Thanks to CDH for this forum to share thoughts like this...it is my only outlet at the moment. I'm looking into a local support group to help deal with these feelings. I know many of you have experienced / are experiencing similar struggles. Thanks for reading and I welcome any thoughts or advice.
Hugs, Cassie
I felt guilty at first when ordering online but now I just do it (I just bought a sweater jacket and a long sleeve top; I have my eye on a few items for spring). You'll probably get there too. It just takes time. Granted I don't have an SO to worry about. That makes things easier. Sometimes I get the "You're nuts for doing this" feeling but it passes because I like doing this. Just feels right for me. Best Regards, Lauren
Well, the obvious answer is to not do that behind her back. Be honest and have a heartfelt talk with her. You are not the first or only person to have this issue, and you can either continue your deception with the very real fear she will find out, and a lot of women do especially if you are wearing her things, or you can have the "talk". She most likely will accept it with certain limits, totally blow up and you go back into hiding, or she will accept it but not want any part of it and you are in a DADT situation, which is still better than deception.

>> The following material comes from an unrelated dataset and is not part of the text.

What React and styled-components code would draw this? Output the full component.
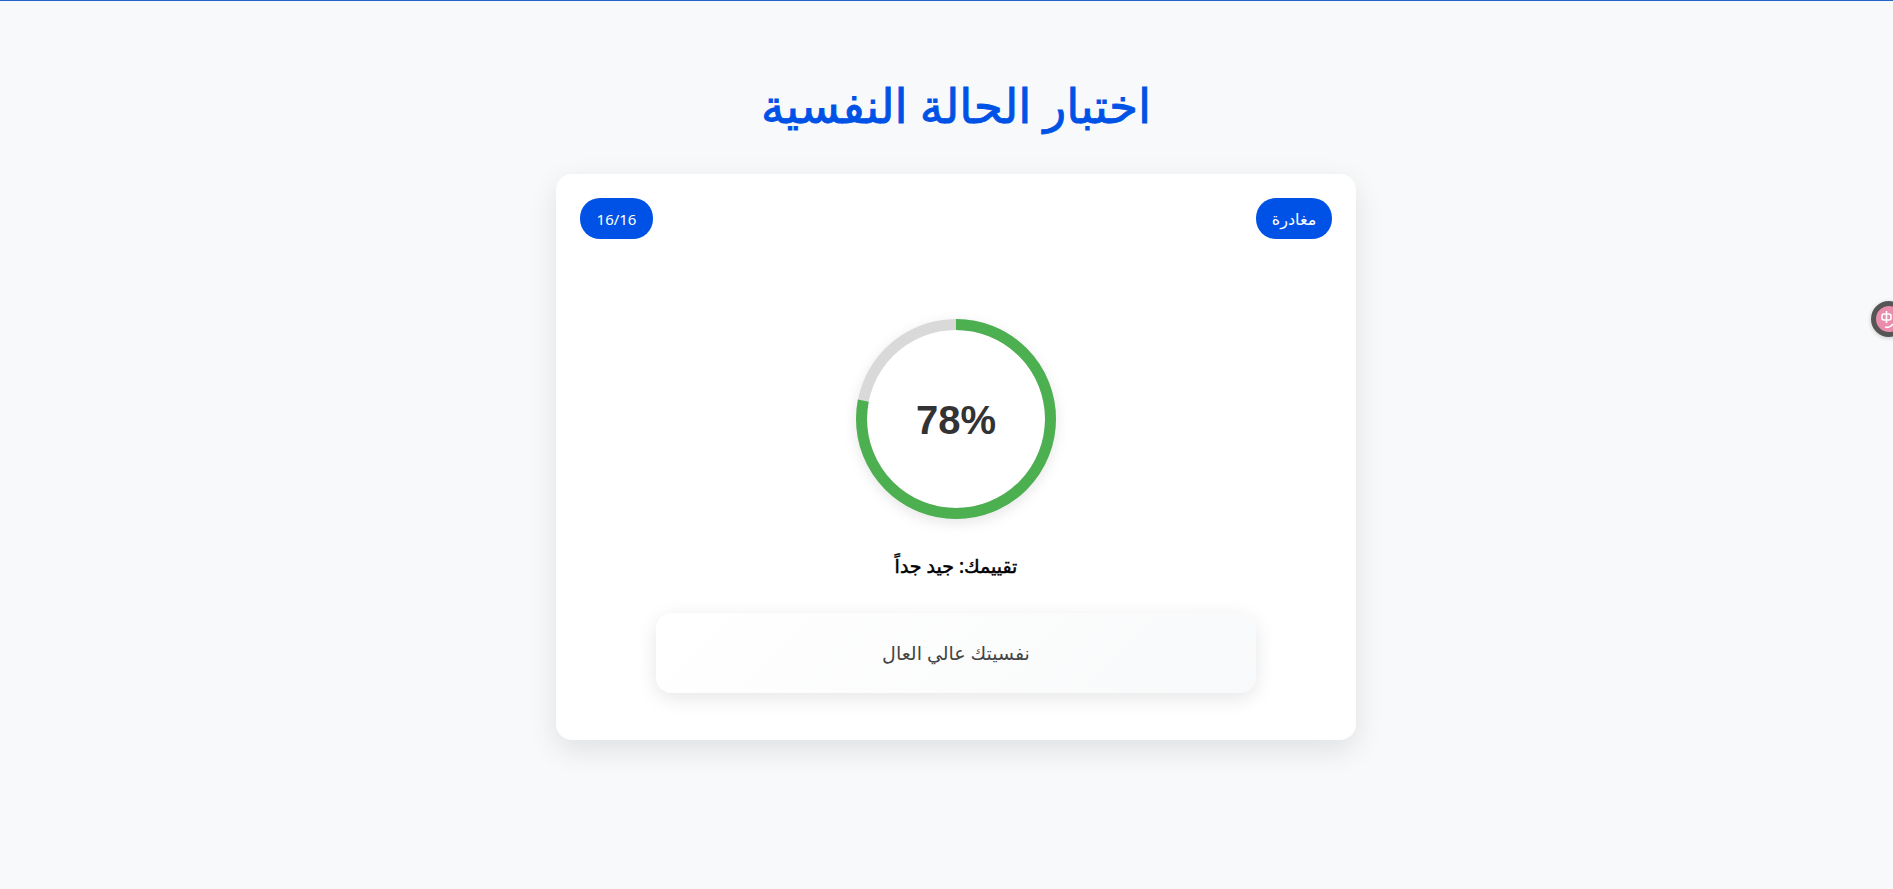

There are many posts here about just this, and we all have different responses from our spouses. Mine has known for the start and is fine with me dressing. Her attitude is "They are just clothes".she would be fine if I never dressed again, but she knows I enjoy it so she is fine.
Though I have never done consueling if we had issues I would do it in a heartbeat. Most women are just not very familiar with CDing, and just need to be educated. I came out to my female cousin a while ago and she was fascinated about it and asked a lot of questions. She is now familiar with the thought, reasons and emotions about it, and I do not doubt that if her husband wanted to try it she would be fine.
You are welcome, and good luck with whatever you do. I feel sad for those who do not have supportive SOs, or at least are in a DADT situation.